Give back the full listing, character for character, with no pictures.
-- start of DATA FOR PROCESSING --
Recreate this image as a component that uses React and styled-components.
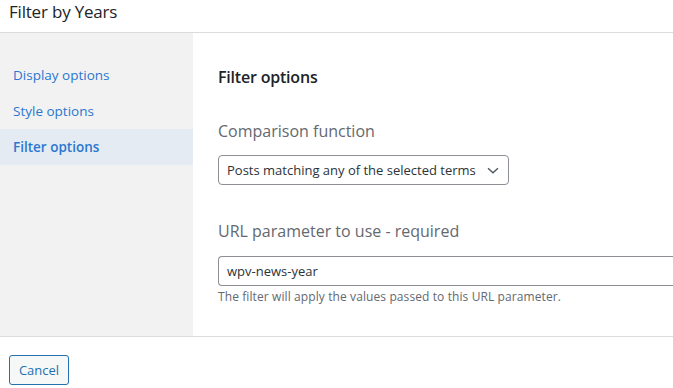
import React from 'react';
import styled, {createGlobalStyle} from 'styled-components';

const GlobalStyle = createGlobalStyle`
  html, body {
    margin: 0;
    padding: 0;
    background: #fff;
    font-family: 'Open Sans', 'Noto Sans', sans-serif;
    color: #1d2327;
    overflow: hidden;
  }
`;

const Modal = styled.div`
  width: 673px;
  height: 388px;
  display: flex;
  flex-direction: column;
  background: #fff;
`;

const Header = styled.div`
  height: 33px;
  border-bottom: 1px solid #dcdcde;
  display: flex;
  align-items: flex-start;
  padding-left: 9px;
  box-sizing: border-box;
`;

const Title = styled.h1`
  margin: 1px 0 0;
  font-size: 17px;
  line-height: 22px;
  font-weight: 400;
  color: #1d2327;
  letter-spacing: -0.2px;
`;

const Body = styled.div`
  display: flex;
  height: 303px;
  border-bottom: 1px solid #dcdcde;
`;

const Sidebar = styled.nav`
  width: 193px;
  flex-shrink: 0;
  background: #f2f2f2;
  padding-top: 24px;
  display: flex;
  flex-direction: column;
`;

const NavItem = styled.a`
  display: flex;
  align-items: center;
  height: 36px;
  padding-left: 13px;
  font-size: 13.5px;
  color: #2b77cf;
  font-weight: ${p => (p.active ? 600 : 400)};
  background: ${p => (p.active ? '#e5ebf3' : 'transparent')};
  text-decoration: none;
`;

const Main = styled.section`
  flex: 1;
  padding: 34px 0 0 25px;
  display: flex;
  flex-direction: column;
  min-width: 0;
`;

const Heading = styled.h2`
  margin: 0 0 33px;
  font-size: 16px;
  font-weight: 600;
  line-height: 20px;
  letter-spacing: -0.2px;
`;

const Label = styled.label`
  font-size: 16px;
  color: #646970;
  line-height: 22px;
  margin-bottom: ${p => p.gap || 13}px;
`;

const Select = styled.div`
  width: 291px;
  height: 30px;
  box-sizing: border-box;
  border: 1px solid #8c8f94;
  border-radius: 4px;
  display: flex;
  align-items: center;
  justify-content: space-between;
  padding: 0 6px 0 8px;
  font-size: 13px;
  color: #2c3338;
  margin-bottom: 35px;
`;

const Input = styled.div`
  height: 30px;
  box-sizing: border-box;
  border: 1px solid #8c8f94;
  border-right: none;
  border-radius: 4px 0 0 4px;
  display: flex;
  align-items: center;
  padding-left: 8px;
  font-size: 13px;
  color: #2c3338;
`;

const Help = styled.p`
  margin: 3px 0 0;
  font-size: 12px;
  line-height: 16px;
  color: #646970;
  letter-spacing: 0.1px;
`;

const Footer = styled.div`
  flex: 1;
  display: flex;
  align-items: flex-start;
  padding: 18px 0 0 9px;
`;

const Button = styled.button`
  height: 30px;
  width: 60px;
  border: 1px solid #2271b1;
  border-radius: 3px;
  background: #f6f7f7;
  color: #2271b1;
  font-family: inherit;
  font-size: 13px;
  padding: 0;
  cursor: pointer;
`;

const Chevron = () => (
  <svg width="18" height="18" viewBox="0 0 20 20" fill="none">
    <path d="M4.5 8l5.5 5 5.5-5" stroke="#50575e" strokeWidth="1.6" />
  </svg>
);

export default function App() {
  return (
    <>
      <GlobalStyle />
      <Modal>
        <Header>
          <Title>Filter by Years</Title>
        </Header>
        <Body>
          <Sidebar>
            <NavItem>Display options</NavItem>
            <NavItem>Style options</NavItem>
            <NavItem active>Filter options</NavItem>
          </Sidebar>
          <Main>
            <Heading>Filter options</Heading>
            <Label>Comparison function</Label>
            <Select>
              <span>Posts matching any of the selected terms</span>
              <Chevron />
            </Select>
            <Label gap={14}>URL parameter to use - required</Label>
            <Input>wpv-news-year</Input>
            <Help>The filter will apply the values passed to this URL parameter.</Help>
          </Main>
        </Body>
        <Footer>
          <Button>Cancel</Button>
        </Footer>
      </Modal>
    </>
  );
}
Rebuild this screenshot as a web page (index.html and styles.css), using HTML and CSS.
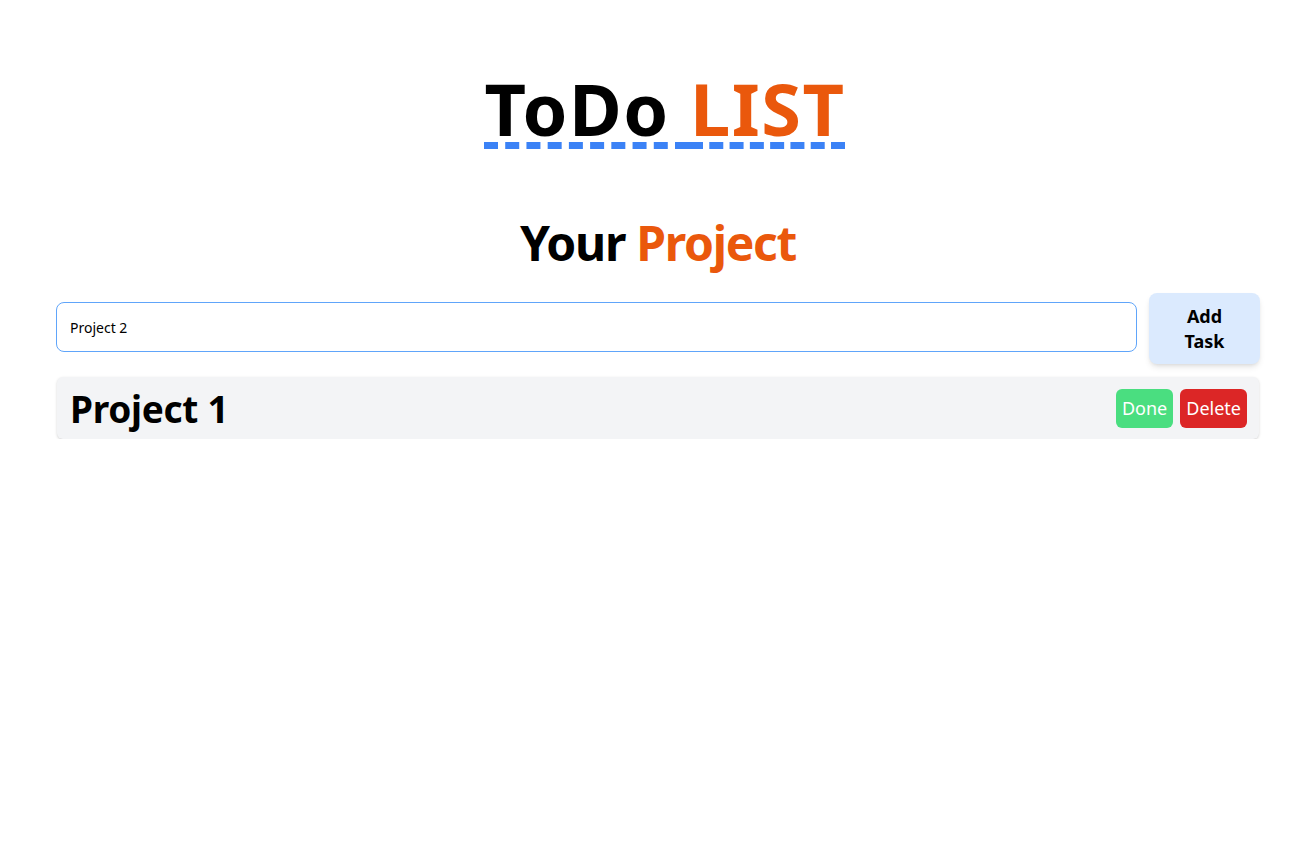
-- end of DATA FOR PROCESSING --
WRITTEN ANSWER ::
Recreate this image as a component that uses React and styled-components.
import React from 'react';
import styled, {createGlobalStyle} from 'styled-components';

const GlobalStyle = createGlobalStyle`
  html, body {
    margin: 0;
    padding: 0;
    background: #fff;
    font-family: 'Open Sans', 'Noto Sans', sans-serif;
    color: #1d2327;
    overflow: hidden;
  }
`;

const Modal = styled.div`
  width: 673px;
  height: 388px;
  display: flex;
  flex-direction: column;
  background: #fff;
`;

const Header = styled.div`
  height: 33px;
  border-bottom: 1px solid #dcdcde;
  display: flex;
  align-items: flex-start;
  padding-left: 9px;
  box-sizing: border-box;
`;

const Title = styled.h1`
  margin: 1px 0 0;
  font-size: 17px;
  line-height: 22px;
  font-weight: 400;
  color: #1d2327;
  letter-spacing: -0.2px;
`;

const Body = styled.div`
  display: flex;
  height: 303px;
  border-bottom: 1px solid #dcdcde;
`;

const Sidebar = styled.nav`
  width: 193px;
  flex-shrink: 0;
  background: #f2f2f2;
  padding-top: 24px;
  display: flex;
  flex-direction: column;
`;

const NavItem = styled.a`
  display: flex;
  align-items: center;
  height: 36px;
  padding-left: 13px;
  font-size: 13.5px;
  color: #2b77cf;
  font-weight: ${p => (p.active ? 600 : 400)};
  background: ${p => (p.active ? '#e5ebf3' : 'transparent')};
  text-decoration: none;
`;

const Main = styled.section`
  flex: 1;
  padding: 34px 0 0 25px;
  display: flex;
  flex-direction: column;
  min-width: 0;
`;

const Heading = styled.h2`
  margin: 0 0 33px;
  font-size: 16px;
  font-weight: 600;
  line-height: 20px;
  letter-spacing: -0.2px;
`;

const Label = styled.label`
  font-size: 16px;
  color: #646970;
  line-height: 22px;
  margin-bottom: ${p => p.gap || 13}px;
`;

const Select = styled.div`
  width: 291px;
  height: 30px;
  box-sizing: border-box;
  border: 1px solid #8c8f94;
  border-radius: 4px;
  display: flex;
  align-items: center;
  justify-content: space-between;
  padding: 0 6px 0 8px;
  font-size: 13px;
  color: #2c3338;
  margin-bottom: 35px;
`;

const Input = styled.div`
  height: 30px;
  box-sizing: border-box;
  border: 1px solid #8c8f94;
  border-right: none;
  border-radius: 4px 0 0 4px;
  display: flex;
  align-items: center;
  padding-left: 8px;
  font-size: 13px;
  color: #2c3338;
`;

const Help = styled.p`
  margin: 3px 0 0;
  font-size: 12px;
  line-height: 16px;
  color: #646970;
  letter-spacing: 0.1px;
`;

const Footer = styled.div`
  flex: 1;
  display: flex;
  align-items: flex-start;
  padding: 18px 0 0 9px;
`;

const Button = styled.button`
  height: 30px;
  width: 60px;
  border: 1px solid #2271b1;
  border-radius: 3px;
  background: #f6f7f7;
  color: #2271b1;
  font-family: inherit;
  font-size: 13px;
  padding: 0;
  cursor: pointer;
`;

const Chevron = () => (
  <svg width="18" height="18" viewBox="0 0 20 20" fill="none">
    <path d="M4.5 8l5.5 5 5.5-5" stroke="#50575e" strokeWidth="1.6" />
  </svg>
);

export default function App() {
  return (
    <>
      <GlobalStyle />
      <Modal>
        <Header>
          <Title>Filter by Years</Title>
        </Header>
        <Body>
          <Sidebar>
            <NavItem>Display options</NavItem>
            <NavItem>Style options</NavItem>
            <NavItem active>Filter options</NavItem>
          </Sidebar>
          <Main>
            <Heading>Filter options</Heading>
            <Label>Comparison function</Label>
            <Select>
              <span>Posts matching any of the selected terms</span>
              <Chevron />
            </Select>
            <Label gap={14}>URL parameter to use - required</Label>
            <Input>wpv-news-year</Input>
            <Help>The filter will apply the values passed to this URL parameter.</Help>
          </Main>
        </Body>
        <Footer>
          <Button>Cancel</Button>
        </Footer>
      </Modal>
    </>
  );
}
Rebuild this screenshot as a web page (index.html and styles.css), using HTML and CSS.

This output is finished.